E-mail priorities to force infrastructure upgrade

E-mail priorities will change dramatically by 2007, shifting from existing concerns and forcing organisations to upgrade e-mail infrastructure to bring system reliability to 100 per cent.

A Meta Group report warns IT groups will face significant decisions about their primary e-mail vendors and the new priorities detailed in the report don't necessarily mean good news for IT managers.

National Jet Systems IT manager Steve Tucker is aware of plenty of 'disaster and grief' stories when it comes to e-mail system upgrades that involve long outages.

When designing an e-mail system, Tucker said, some organisations have gone overboard.

"They end up with systems with superfluous functionality and complex upgrade and backup problems," he said.

Meta analyst Matt Cain said, "We expect Microsoft to deliver an Exchange version based on SQL Server, representing a major change from the current Web Store database.

"We believe this new version will introduce incompatibilities with existing applications and require new management skill sets.
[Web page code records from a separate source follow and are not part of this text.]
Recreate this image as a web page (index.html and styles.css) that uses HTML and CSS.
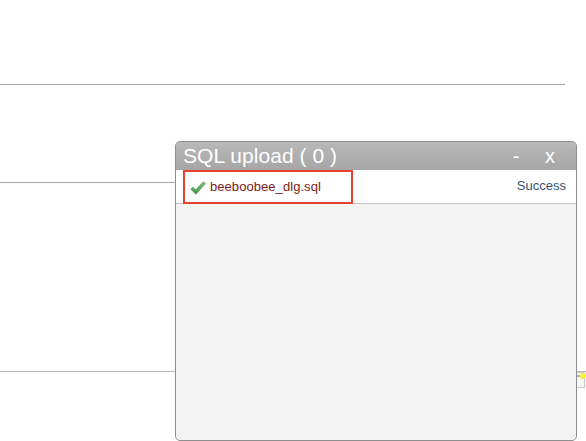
FILE: index.html
```html
<html>
  <head>
    <link rel="stylesheet" href="styles.css">
  </head>
  <body>
    <div class="rows">
      <div class="row first"></div>
      <div class="row second"></div>
      <div class="row third"></div>
    </div>

    <div class="stub"><span class="stub-bar"></span><span class="stub-dot"></span></div>

    <div class="upload">
      <div class="upload-head">
        <span class="upload-title">SQL upload ( 0 )</span>
        <span class="upload-btn min">-</span>
        <span class="upload-btn close">x</span>
      </div>
      <div class="upload-file">
        <div class="file-name">
          <svg class="tick" width="16" height="14" viewBox="0 0 16 14">
            <defs>
              <linearGradient id="tickfill" x1="0" y1="0" x2="0" y2="1">
                <stop offset="0" stop-color="#8cc98a"/>
                <stop offset="1" stop-color="#3f9440"/>
              </linearGradient>
            </defs>
            <path d="M0.8 8.2 L3 6.2 L5.8 8.8 L13.4 0.8 L15.4 2.6 L5.9 13.2 Z" fill="url(#tickfill)" stroke="#4c8f4c" stroke-width="0.7"/>
          </svg>
          <span>beeboobee_dlg.sql</span>
        </div>
        <span class="file-status">Success</span>
      </div>
      <div class="upload-body"></div>
    </div>
  </body>
</html>
```

FILE: styles.css
```css
html, body {
  margin: 0;
  padding: 0;
  height: 441px;
  overflow: hidden;
  background-color: #fff;
  font-family: "Liberation Sans", Arial, sans-serif;
}

.rows {
  width: 565px;
}

.row {
  box-sizing: border-box;
  border-bottom: 1px solid #a6a6a6;
}

.first { height: 85px; }
.second { height: 98px; }
.third { height: 189px; width: 586px; border-bottom-color: #bdbdbd; }

/* the thing peeking out from behind the dialog */
.stub {
  position: absolute;
  left: 570px;
  top: 372px;
  width: 15px;
  height: 16px;
  box-sizing: border-box;
  border: 1px solid #c8c8c8;
  background-color: #f6f6f2;
}

.stub-bar {
  position: absolute;
  left: 6px;
  top: 2px;
  width: 6px;
  height: 2px;
  background-color: #a9b4cc;
}

.stub-dot {
  position: absolute;
  left: 9px;
  top: 0;
  width: 6px;
  height: 6px;
  border-radius: 50%;
  background-color: #f7f03a;
}

.upload {
  position: absolute;
  left: 175px;
  top: 141px;
  width: 402px;
  height: 300px;
  box-sizing: border-box;
  display: flex;
  flex-direction: column;
  border: 1px solid #8e8e8e;
  border-radius: 5px;
  background-color: #f3f3f3;
  overflow: hidden;
}

.upload-head {
  display: flex;
  align-items: center;
  flex: none;
  height: 28px;
  padding-left: 7px;
  background: linear-gradient(#b8b8b8, #a6a6a6);
  color: #fff;
}

.upload-title {
  flex: 1;
  font-size: 21px;
  letter-spacing: 0.05px;
}

.upload-btn {
  font-size: 20px;
  text-align: center;
}

.min { width: 14px; margin-right: 20px; }
.close { width: 14px; margin-right: 19px; }

.upload-file {
  display: flex;
  align-items: center;
  justify-content: space-between;
  flex: none;
  height: 33px;
  padding-right: 10px;
  background-color: #fff;
  border-bottom: 1px solid #c4c4c4;
}

.file-name {
  display: flex;
  align-items: center;
  box-sizing: border-box;
  width: 170px;
  height: 34px;
  margin-left: 7px;
  padding-left: 5px;
  border: 2px solid #e8402c;
  font-size: 13px;
  letter-spacing: 0.06px;
  color: #7d1a1a;
}

.tick {
  margin-right: 4px;
  margin-top: 2px;
}

.file-status {
  font-size: 13px;
  color: #33566e;
  margin-top: -2px;
}

.upload-body {
  flex: 1;
}
```
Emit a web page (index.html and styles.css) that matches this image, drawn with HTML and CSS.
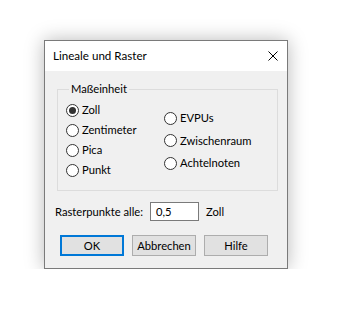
FILE: index.html
```html
<!DOCTYPE html>
<html lang="de">
<head>
<meta charset="utf-8">
<title>Lineale und Raster</title>
<link rel="stylesheet" href="styles.css">
</head>
<body>
<div class="window">
  <div class="titlebar">
    <span class="title">Lineale und Raster</span>
    <svg class="close" width="10" height="10" viewBox="0 0 10 10"><path d="M0.5 0.5 L9.5 9.5 M9.5 0.5 L0.5 9.5" stroke="#000" stroke-width="1" fill="none"/></svg>
  </div>
  <div class="content">
    <fieldset class="group">
      <legend class="legend">Maßeinheit</legend>
      <div class="cols">
        <div class="col col1">
          <label class="radio"><span class="dot checked"></span>Zoll</label>
          <label class="radio"><span class="dot"></span>Zentimeter</label>
          <label class="radio"><span class="dot"></span>Pica</label>
          <label class="radio"><span class="dot"></span>Punkt</label>
        </div>
        <div class="col col2">
          <label class="radio"><span class="dot"></span>EVPUs</label>
          <label class="radio"><span class="dot"></span>Zwischenraum</label>
          <label class="radio"><span class="dot"></span>Achtelnoten</label>
        </div>
      </div>
    </fieldset>
    <div class="grid-row">
      <span class="lbl">Rasterpunkte alle:</span>
      <span class="input">0,5</span>
      <span class="unit">Zoll</span>
    </div>
    <div class="buttons">
      <span class="btn btn-ok">OK</span>
      <span class="btn">Abbrechen</span>
      <span class="btn">Hilfe</span>
    </div>
  </div>
</div>
</body>
</html>
```
FILE: styles.css
```css
html, body {
  margin: 0;
  padding: 0;
  background: #ffffff;
}
body {
  padding: 40px 0 0 44px;
  font-family: "Lato", "Open Sans", sans-serif;
  font-size: 11.2px;
  color: #000;
}
.window {
  box-sizing: border-box;
  width: 244px;
  height: 229px;
  border: 1px solid #7a7a7a;
  background: #f0f0f0;
  box-shadow: 0 0 18px rgba(0, 0, 0, 0.28);
  display: flex;
  flex-direction: column;
}
.titlebar {
  flex: none;
  height: 30px;
  background: #ffffff;
  display: flex;
  align-items: center;
  justify-content: space-between;
  padding: 0 9px 0 8px;
}
.title {
  font-size: 11.6px;
  line-height: 16px;
  white-space: nowrap;
}
.close {
  display: block;
}
.content {
  padding: 0 9px 0 0;
  display: flex;
  flex-direction: column;
}
.group {
  margin: 10px 0 0 12px;
  padding: 3px 0 10px 8px;
  border: 1px solid #dcdcdc;
  min-width: 0;
}
.legend {
  padding: 0 2px;
  margin-left: 3px;
  line-height: 16px;
  white-space: nowrap;
}
.cols {
  display: flex;
}
.col {
  display: flex;
  flex-direction: column;
}
.col1 {
  width: 98px;
}
.col1 .radio {
  height: 20px;
}
.col2 {
  margin-top: 7px;
}
.col2 .radio {
  height: 22.5px;
}
.radio {
  display: flex;
  align-items: center;
  gap: 3px;
  line-height: 16px;
  white-space: nowrap;
}
.dot {
  flex: none;
  box-sizing: border-box;
  width: 13px;
  height: 13px;
  border: 1px solid #333333;
  border-radius: 50%;
  background: #ffffff;
  display: flex;
  align-items: center;
  justify-content: center;
}
.dot.checked::after {
  content: "";
  width: 7px;
  height: 7px;
  border-radius: 50%;
  background: #333333;
}
.grid-row {
  display: flex;
  align-items: center;
  margin: 11px 0 0 10px;
  white-space: nowrap;
}
.lbl {
  flex: none;
  width: 95px;
}
.input {
  flex: none;
  box-sizing: border-box;
  width: 49px;
  height: 19px;
  border: 1px solid #7a7a7a;
  background: #ffffff;
  padding: 0 5px;
  line-height: 17px;
}
.unit {
  margin-left: 7px;
}
.buttons {
  display: flex;
  gap: 8px;
  margin: 14px 0 0 15px;
}
.btn {
  flex: none;
  box-sizing: border-box;
  width: 64px;
  height: 21px;
  background: #e1e1e1;
  border: 1px solid #adadad;
  display: flex;
  align-items: center;
  justify-content: center;
  line-height: 16px;
  white-space: nowrap;
}
.btn-ok {
  border: 2px solid #0078d7;
}
```
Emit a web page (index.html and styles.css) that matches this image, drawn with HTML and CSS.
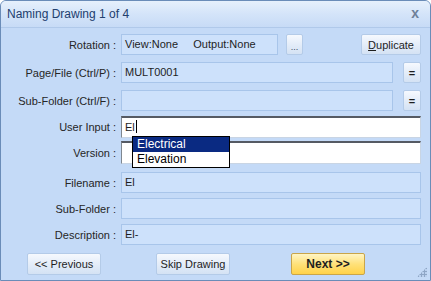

We also expect Exchange public folders to be abandoned at this time in favour of Windows SharePoint Services.

"Domino shops will be forced to make decisions about moving to the IBM Workplace Messaging Platform (based on DB2 and WebSphere) given the limited life span we anticipate for Domino. Domino shops will also have the option of swapping out the core .NSF database with DB2. This area of configuration maintenance will continue to be one of the biggest hidden costs of e-mail management."

This is in addition to the challenges that accompany ubiquitous e-mail access to a growing crop of diverse mobile devices including pagers, mobile phones and PDAs.

"E-mail will increasingly be treated as a mission-critical business communication system, with emphasis on uptime, tuning, hygiene and security.

Therefore, e-mail will move into the realm of standard data centre operations - with all the duties that implies - including change control, disaster recovery, intrusion detection, and the like. For organisations, this means a completely reordered set of e-mail priorities - with many new topics compared with current concerns," Cain said.

IT managers agreed that the legalities surrounding e-mail seem to be forever shifting. There is no consistent legal framework in place and antispam legislation is likely to be introduced next year.

The report also identified spam, viruses and security as key issues.

"Just as viruses were brought under control we believe the spam problem will not go away, but will be controlled via a variety of filtering techniques," Cain said.

"We believe these issues will be batched by 2006, and single-vendor consoles will handle denial-of-service attacks including mail bombs and buffer overloads, mail loops, virus and spam protection, harvest-attack abatement, and content blocking."